The results of the current study are in contrast to both Lotto and de Groot (Citation1998) and Carpenter and Olson (Citation2011), as our data revealed an advantage for learning FL words in combination with pictures. In spite of the FL learning context of these two studies, an important factor that may have contributed to the lack of picture superiority effect is the learning paradigm used. The previous studies involved explicit learning, whereas the current study used an incidental learning paradigm. Importantly, the benefit of having access to pictures in the current study emerged one week following the learning phase, and neither of the two studies mentioned above included a delayed test. Therefore, the results found here are important in showing that in contrast to what has been found in previous studies of FL word learning, there is a benefit of having access to pictures for FL vocabulary learning. It remains to be seen whether this is the case only for incidental learning paradigms, and whether the learning benefits of pictorial information need more time to emerge. In addition, as the advantage for having access to pictorial information in the current study emerged one week following the incidental learning phase, and participants also completed an explicit learning phase in between, it is possible that the advantage emerged through having been exposed to both types of learning—that is, incidental and explicit. In other words, it is unclear at the moment whether the advantage was due to incidental learning alone or to the combination of initial incidental learning followed by explicit learning. Although the pictorial information was only provided during the incidental learning phase, it is possible that the explicit learning phase had a differential impact on the words presented initially with auditory, written, and pictorial information compared to auditory and written information only.

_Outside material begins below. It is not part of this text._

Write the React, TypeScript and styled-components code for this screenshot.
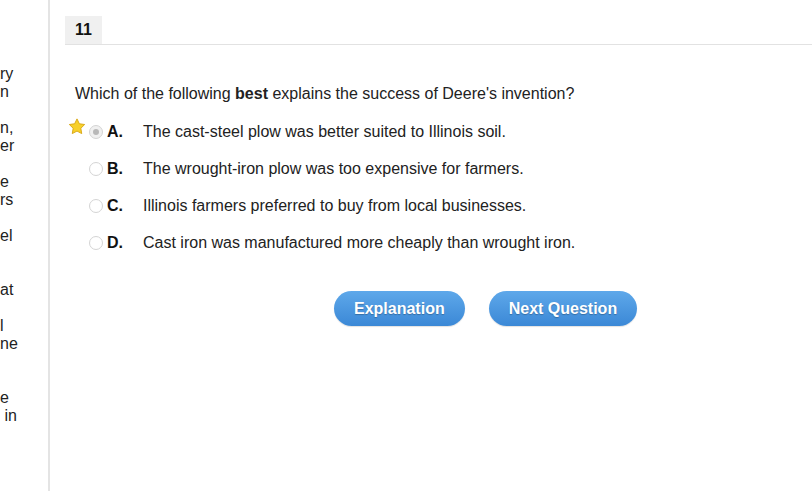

The results of the current study revealed an important role for pictorial information in FL vocabulary learning. Not only did the pictures alter the viewing behaviour during the incidental learning phase, but they also helped participants retrieve the correct translations of FL words one week later. This highlights the importance of using delayed testing before concluding on the usefulness of a training method in FL teaching and learning. The FL words were presented auditorily in the current study, and combining this with both NL translations and pictures in an incidental learning situation was an effective method of learning FL vocabulary. It remains to be seen whether this combination of input modalities would also lead to FL vocabulary acquisition benefits for more complex multimodal situations like films with subtitles.

Notes

1 Response times in the analyses by item were log transformed to reduce kurtosis.